Updated: Apr 13, 2020


Parasite


PARASITE (2019)


Starring Song Kang-ho, Lee Sun-kyun, Cho Yeo-jeong, Choi Woo-shik, Park So-dam, Chang Hyae-jin, Lee Sun-kyun, Lee Jung-eun, Jeong Ji-so, Jung Hyeon-jun, Park Myung-hoon, Park Geun and Park Seo-joon.


Screenplay by Bong Joon-ho & Han Jin-won.


Directed by Bong Joon-ho.


Distributed by Neon. 132 minutes. Rated R.


Ever since its big win at last year’s Cannes Film Festival, the buzz has been huge for Korean director Bong Joon-ho’s Parasite, with many fans calling it the best comedy – hell, the best film – of this past year, and perhaps several years previous. So, now that Parasite is getting a video release, after a reasonably impressive box office run for an art-house film, and even a rare Best Picture Oscar nomination for a foreign-language film (it’s only the twelfth non-English film nominated for the top honor in 92 years of the Academy Awards), the big question is: were those raves legit?

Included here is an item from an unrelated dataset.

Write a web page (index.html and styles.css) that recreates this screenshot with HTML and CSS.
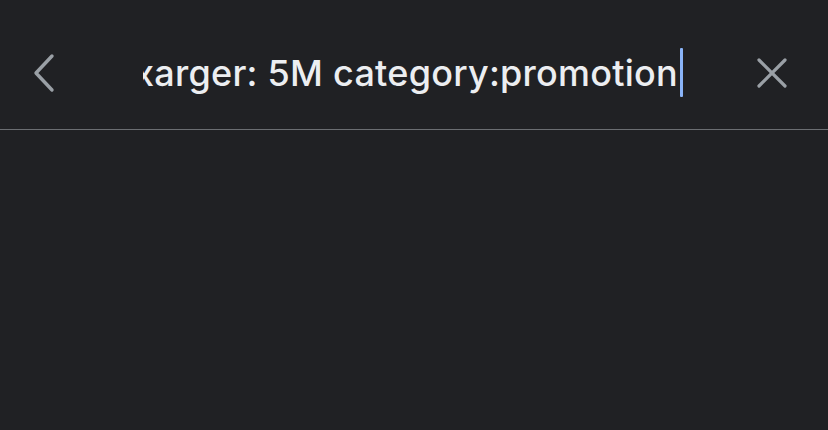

Is it the best movie of the year? No, not even close, though it’s a very good film.


Is it the best comedy? No, it’s somewhat darkly amusing, but never really what one would call laugh-out-loud funny. And the ending is so dark that it spins dangerously close to becoming a tragedy.


Is it worth all the buzz? Probably not, but it’s definitely worth seeing. It is most certainly unique.


Parasite is a black comedy looking at the haves and the have nots in South Korea; a class struggle in which only one side seems to realize that there is even a fight. The parasite of the title is a lower class family, whose son lucks into a job as a tutor for a wealthy family, and they all scheme to get his entire brood – his sister, father and mother – hired for jobs at the house that they are not qualified for, even if it means getting the people already in those jobs fired.


The family of con artists think they have won the lottery – thriving on the perks of the wealth of their new employers – until one rainy night when everything starts to go horrifically wrong.


I won’t go too much deeper into the plot, because a big part of the fun of Parasite is in experiencing Bong Joon-ho’s eccentric storytelling style in real time.


It is also one of the rare films in which the poor are devious schemers and the rich are generally nice and rather naïve – or so it seems through most of the first half. About 45 minutes into the film, Parasite takes a hard right turn and becomes something much different and much darker than it had seemed to be earlier.


Whether this change in direction works is of course a decision for the viewer. Honestly, I was not necessarily as impressed by the somewhat violent climax as many of the film’s biggest fans were, but then again, I am not so presumptuous to assume that I am completely right and all of them are wrong. It’s a matter of personal taste, and it is quite obvious that a great many people did like the little rabbit hole that Parasite ends up taking.


As I said earlier, Parasite may not be the best picture of the year, but it is certainly a very good one. It is also not at all cookie cutter – it is a very different type of film experience. You likely cannot go wrong by giving it a shot.